Word for word, transcribe the lines below and drop the pictures.

=-=-=

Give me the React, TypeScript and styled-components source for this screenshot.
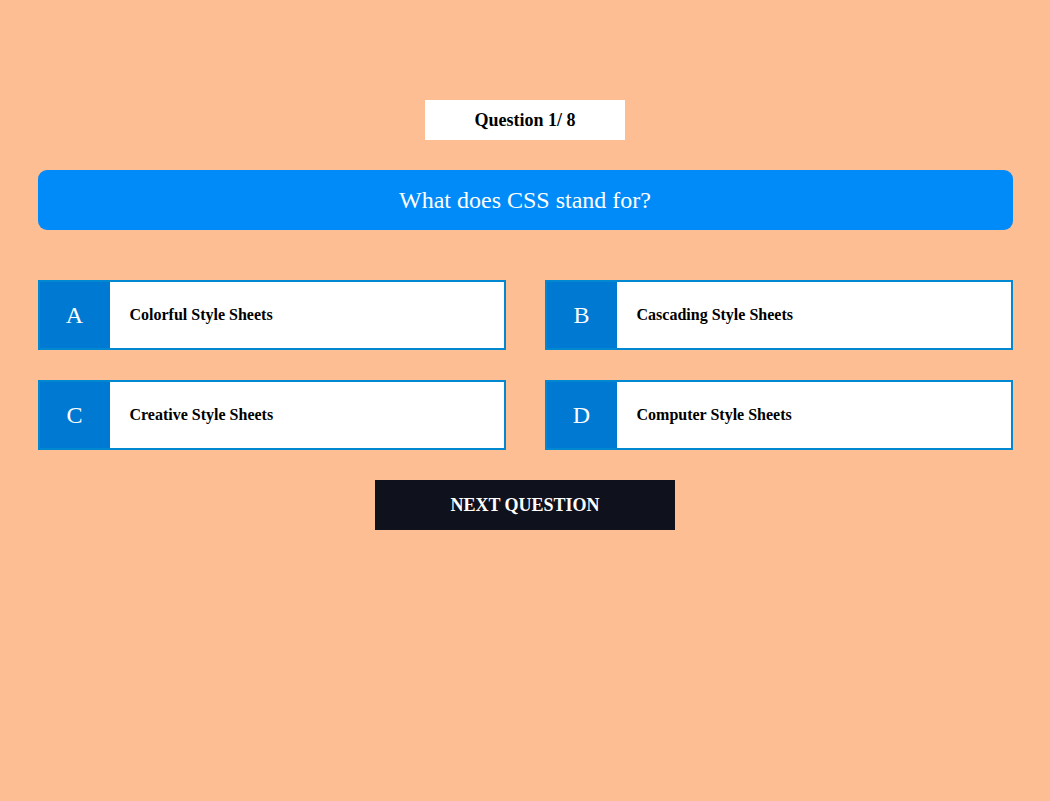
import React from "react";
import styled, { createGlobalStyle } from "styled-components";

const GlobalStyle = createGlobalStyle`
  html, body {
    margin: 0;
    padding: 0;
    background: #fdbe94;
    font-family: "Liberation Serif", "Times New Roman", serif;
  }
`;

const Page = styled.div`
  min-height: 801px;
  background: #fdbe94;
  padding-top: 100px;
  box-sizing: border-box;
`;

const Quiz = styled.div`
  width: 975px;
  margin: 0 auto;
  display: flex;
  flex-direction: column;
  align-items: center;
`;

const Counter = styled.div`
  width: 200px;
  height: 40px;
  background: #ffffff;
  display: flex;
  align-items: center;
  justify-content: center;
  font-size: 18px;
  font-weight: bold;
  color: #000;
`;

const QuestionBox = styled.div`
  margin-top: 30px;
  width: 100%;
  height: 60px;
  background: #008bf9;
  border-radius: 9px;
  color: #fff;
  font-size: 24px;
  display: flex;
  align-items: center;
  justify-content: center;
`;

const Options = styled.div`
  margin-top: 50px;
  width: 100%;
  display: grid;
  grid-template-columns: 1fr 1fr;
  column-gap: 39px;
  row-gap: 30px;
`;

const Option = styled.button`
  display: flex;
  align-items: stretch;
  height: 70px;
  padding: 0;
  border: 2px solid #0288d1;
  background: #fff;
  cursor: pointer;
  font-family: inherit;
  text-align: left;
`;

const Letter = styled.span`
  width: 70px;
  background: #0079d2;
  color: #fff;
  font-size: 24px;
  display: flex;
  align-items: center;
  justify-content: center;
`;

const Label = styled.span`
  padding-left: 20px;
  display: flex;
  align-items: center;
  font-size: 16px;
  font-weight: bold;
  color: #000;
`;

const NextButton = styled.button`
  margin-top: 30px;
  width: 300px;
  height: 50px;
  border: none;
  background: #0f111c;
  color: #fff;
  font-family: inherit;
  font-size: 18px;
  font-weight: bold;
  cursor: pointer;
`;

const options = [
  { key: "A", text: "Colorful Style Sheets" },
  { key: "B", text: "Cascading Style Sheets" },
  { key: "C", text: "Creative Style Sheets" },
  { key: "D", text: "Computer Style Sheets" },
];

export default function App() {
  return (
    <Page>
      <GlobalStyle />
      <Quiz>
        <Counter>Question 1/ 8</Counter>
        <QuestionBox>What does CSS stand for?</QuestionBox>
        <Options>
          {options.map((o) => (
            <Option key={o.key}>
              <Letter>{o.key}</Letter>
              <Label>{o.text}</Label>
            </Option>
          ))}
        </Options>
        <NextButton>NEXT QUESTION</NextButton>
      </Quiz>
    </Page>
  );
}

=-=-=

RESPONSE TO THE EXERCISE
Give me the React, TypeScript and styled-components source for this screenshot.
import React from "react";
import styled, { createGlobalStyle } from "styled-components";

const GlobalStyle = createGlobalStyle`
  html, body {
    margin: 0;
    padding: 0;
    background: #fdbe94;
    font-family: "Liberation Serif", "Times New Roman", serif;
  }
`;

const Page = styled.div`
  min-height: 801px;
  background: #fdbe94;
  padding-top: 100px;
  box-sizing: border-box;
`;

const Quiz = styled.div`
  width: 975px;
  margin: 0 auto;
  display: flex;
  flex-direction: column;
  align-items: center;
`;

const Counter = styled.div`
  width: 200px;
  height: 40px;
  background: #ffffff;
  display: flex;
  align-items: center;
  justify-content: center;
  font-size: 18px;
  font-weight: bold;
  color: #000;
`;

const QuestionBox = styled.div`
  margin-top: 30px;
  width: 100%;
  height: 60px;
  background: #008bf9;
  border-radius: 9px;
  color: #fff;
  font-size: 24px;
  display: flex;
  align-items: center;
  justify-content: center;
`;

const Options = styled.div`
  margin-top: 50px;
  width: 100%;
  display: grid;
  grid-template-columns: 1fr 1fr;
  column-gap: 39px;
  row-gap: 30px;
`;

const Option = styled.button`
  display: flex;
  align-items: stretch;
  height: 70px;
  padding: 0;
  border: 2px solid #0288d1;
  background: #fff;
  cursor: pointer;
  font-family: inherit;
  text-align: left;
`;

const Letter = styled.span`
  width: 70px;
  background: #0079d2;
  color: #fff;
  font-size: 24px;
  display: flex;
  align-items: center;
  justify-content: center;
`;

const Label = styled.span`
  padding-left: 20px;
  display: flex;
  align-items: center;
  font-size: 16px;
  font-weight: bold;
  color: #000;
`;

const NextButton = styled.button`
  margin-top: 30px;
  width: 300px;
  height: 50px;
  border: none;
  background: #0f111c;
  color: #fff;
  font-family: inherit;
  font-size: 18px;
  font-weight: bold;
  cursor: pointer;
`;

const options = [
  { key: "A", text: "Colorful Style Sheets" },
  { key: "B", text: "Cascading Style Sheets" },
  { key: "C", text: "Creative Style Sheets" },
  { key: "D", text: "Computer Style Sheets" },
];

export default function App() {
  return (
    <Page>
      <GlobalStyle />
      <Quiz>
        <Counter>Question 1/ 8</Counter>
        <QuestionBox>What does CSS stand for?</QuestionBox>
        <Options>
          {options.map((o) => (
            <Option key={o.key}>
              <Letter>{o.key}</Letter>
              <Label>{o.text}</Label>
            </Option>
          ))}
        </Options>
        <NextButton>NEXT QUESTION</NextButton>
      </Quiz>
    </Page>
  );
}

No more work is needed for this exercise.